Despite a shift in the ruling class’ approach, it will inevitably be too slow because of the logic of capitalism. Inter-imperialist rivalries mean countries will work separately to develop and then hoard climate technology, instead of collaborating to most rapidly produce and share out the best innovations. Poor countries will be left behind. Corporations will continue to invest their profits in the financial markets as opposed to expanding their productive capacity in the direction needed by humanity. Fossil fuel interests, the agricultural industry, other major polluters, and their loyal politicians will work to block a transition to a sustainable future with ferocity. While we’re seeing increased state intervention globally, the levels required to mitigate all of these bottlenecks and speed the process up enough to put us on track is extraordinarily unlikely.

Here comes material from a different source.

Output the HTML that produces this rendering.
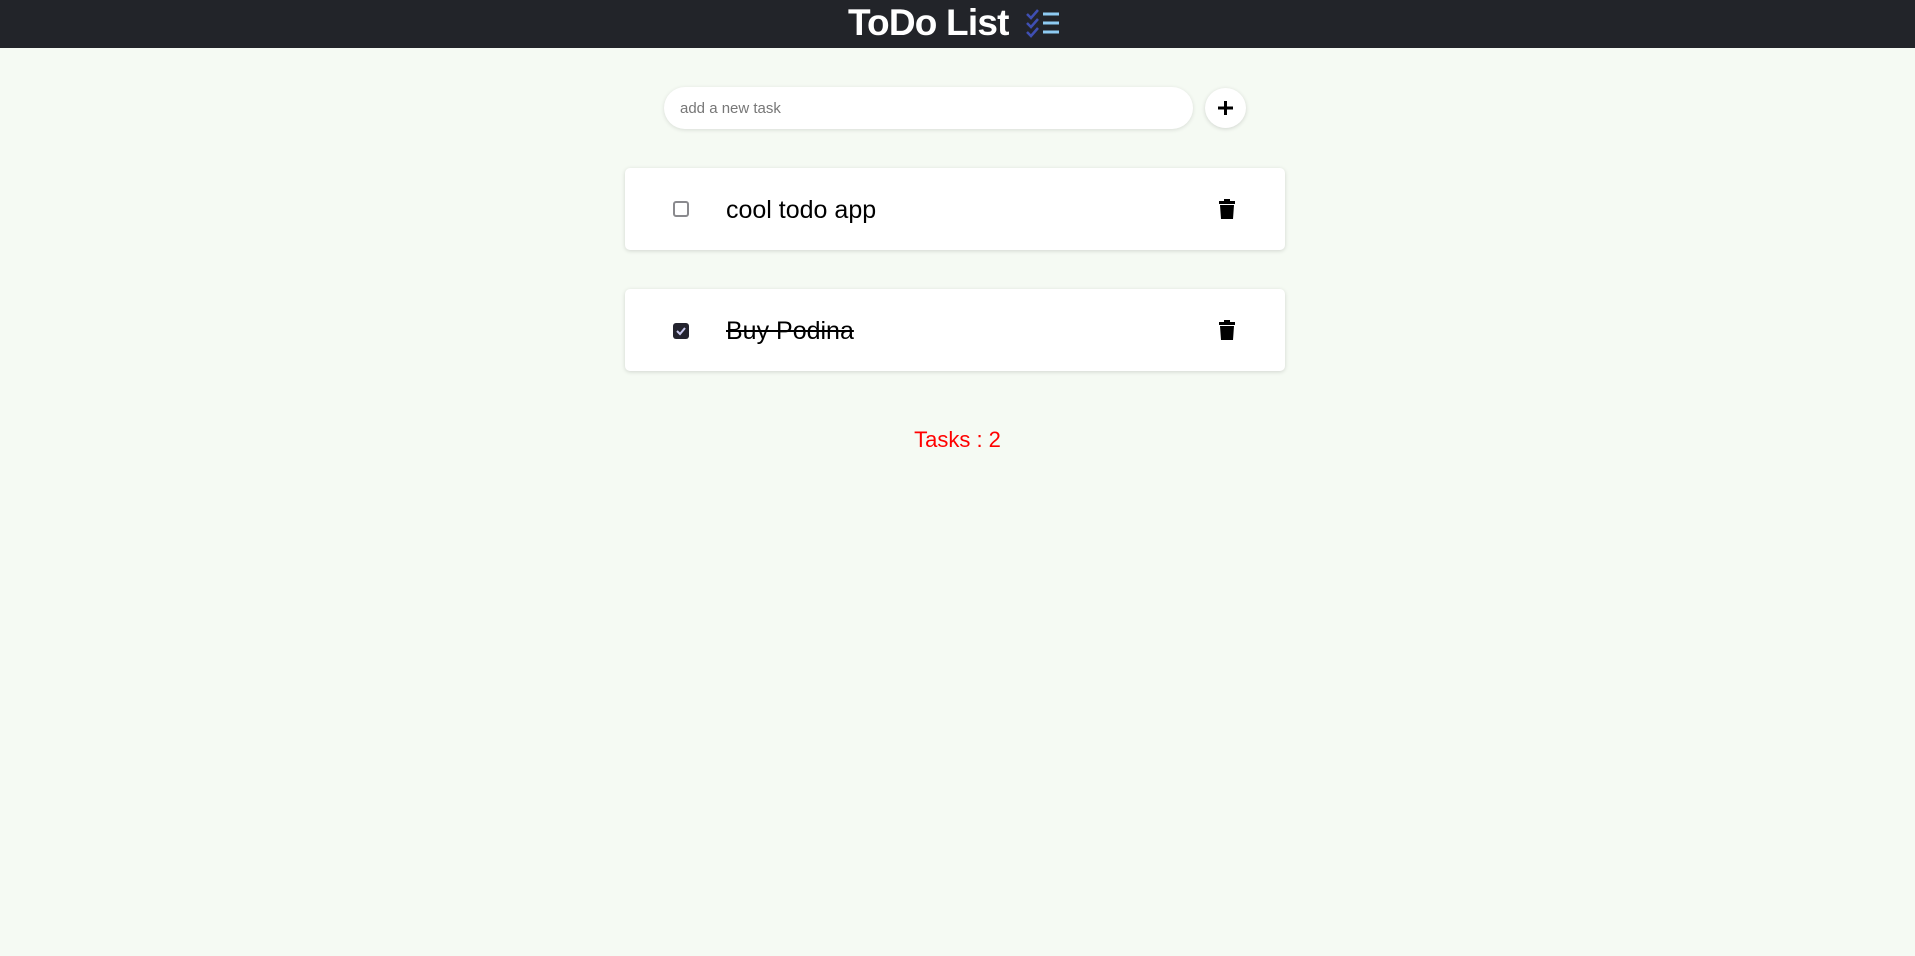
<!DOCTYPE html>
<html><head><meta charset="utf-8"><style>
*{box-sizing:border-box;margin:0;padding:0}
body{width:1915px;height:956px;background:#f5faf3;font-family:"Liberation Sans",sans-serif;position:relative;overflow:hidden}
.hdr{position:absolute;left:0;top:0;width:1915px;height:48px;background:#222429}
.title{position:absolute;left:848px;top:2px;font-size:37px;font-weight:bold;color:#fff;letter-spacing:-0.8px}
.inp{position:absolute;left:664px;top:87px;width:529px;height:42px;background:#fff;border-radius:21px;box-shadow:0 1px 4px rgba(0,0,0,.12);font-size:15px;color:#777;padding:13px 16px 0}
.btn{position:absolute;left:1205px;top:88px;width:41px;height:40px;border-radius:50%;background:#fff;box-shadow:0 1px 4px rgba(0,0,0,.15)}
.card{position:absolute;left:625px;width:660px;height:82px;background:#fff;border-radius:5px;box-shadow:0 1px 4px rgba(0,0,0,.15)}
.cb{position:absolute;left:48px;top:33px;width:16px;height:16px;border-radius:3px}
.txt{position:absolute;left:101px;top:28px;font-size:25px;color:#000}
.trash{position:absolute;left:594px;top:31px}
.tasks{position:absolute;left:0;width:1915px;top:427px;text-align:center;color:#f00;font-size:22px}
</style></head><body>
<div class="hdr">
<div class="title">ToDo List</div>
<svg style="position:absolute;left:1025px;top:9px" width="38" height="30" viewBox="0 0 38 30">
<g fill="none" stroke="#3f4fb3" stroke-width="2.5"><path d="M2 5l4 4 7-8M2 14l4 4 7-8M2 23l4 4 7-8"/></g>
<g stroke="#8ecbf2" stroke-width="3"><path d="M18 5h16M18 14h16M18 23h16"/></g></svg>
</div>
<div class="inp">add a new task</div>
<div class="btn"><svg style="position:absolute;left:13px;top:13px" width="15" height="14"><path d="M7.5 0v14M0 7h15" stroke="#000" stroke-width="3"/></svg></div>
<div class="card" style="top:168px">
<div class="cb" style="border:2px solid #8a8a8e;top:33px"></div>
<div class="txt">cool todo app</div>
<svg class="trash" width="16" height="20" viewBox="0 0 16 20"><path d="M5 0h6v2h5v3H0V2h5zM1 6h14l-1 14H2z" fill="#000"/></svg>
</div>
<div class="card" style="top:289px">
<div class="cb" style="background:#23232e;top:34px"><svg width="16" height="16"><path d="M4 8l3 3 5-6" fill="none" stroke="#c8c8ee" stroke-width="2"/></svg></div>
<div class="txt" style="text-decoration:line-through">Buy Podina</div>
<svg class="trash" width="16" height="20" viewBox="0 0 16 20"><path d="M5 0h6v2h5v3H0V2h5zM1 6h14l-1 14H2z" fill="#000"/></svg>
</div>
<div class="tasks">Tasks : 2</div>
</body></html>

That is why we need to take things into our own hands. Mass climate protests have clearly put this issue onto the agenda, and we need a dramatic ramping up of this movement. School strikes should be coordinated and planned as soon as schools open again in the fall, and should be ongoing with a plan to involve more students, teachers, and staff. The youth-led movement also urgently needs to link up with the broader working class. In the short term this could look like striking students appealing to local unions to join them for demonstrations and days of action. 

This will crucially need to include workers in polluting industries. Ten million people globally work directly for the fossil fuel industry, and many more rely indirectly on these and other highly polluting jobs. To build a powerful movement with political and economic power, demands for the environment need to be linked with demands to retrain these workers in new, sustainable fields with no loss of pay or benefits and a guarantee of high wages and union recognition.

This type of organizing could win crucial victories for expanding renewable energy, reforestation, and general resource protection. This would help buy time. Fundamentally though, these battles will need to be waged again and again on a mass scale to address the many complex dynamics of the climate crisis caused by a system that is based on the exploitation of workers and the earth. 

What is actually necessary for a long-term solution to climate disaster is a complete restructuring of a society on a socialist basis. This can only be won by the global working class asserting itself in a mighty struggle against the capitalist system. 

Mitigating the climate crisis on the time frame necessary requires an end to a for-profit system and its replacement with a democratically planned economy run by the working class itself. This means bringing the energy industry, the transport sector, key sections of manufacturing and finance fully into public ownership. On this basis, millions could be put to work helping rebuild a green economy, the accumulated wealth of polluting industries could be reallocated to green and socially productive projects, scientific innovation would be unleashed as global collaboration would replace nationalist competition, and instead of profits for a few, all economic activity would be geared towards meeting global human need, including averting the climate crisis. 

In this society, economic decisions would necessarily include environmental and social impact. On the basis of a truly democratically-run economy, we could make rapid decisions about the resources of society and put the full weight of the global working class behind stopping the climate crisis in its tracks. Winning this society will require the biggest ever united struggle of the global working class against capitalism. While the size of this task is mammoth, the future of humanity depends on it.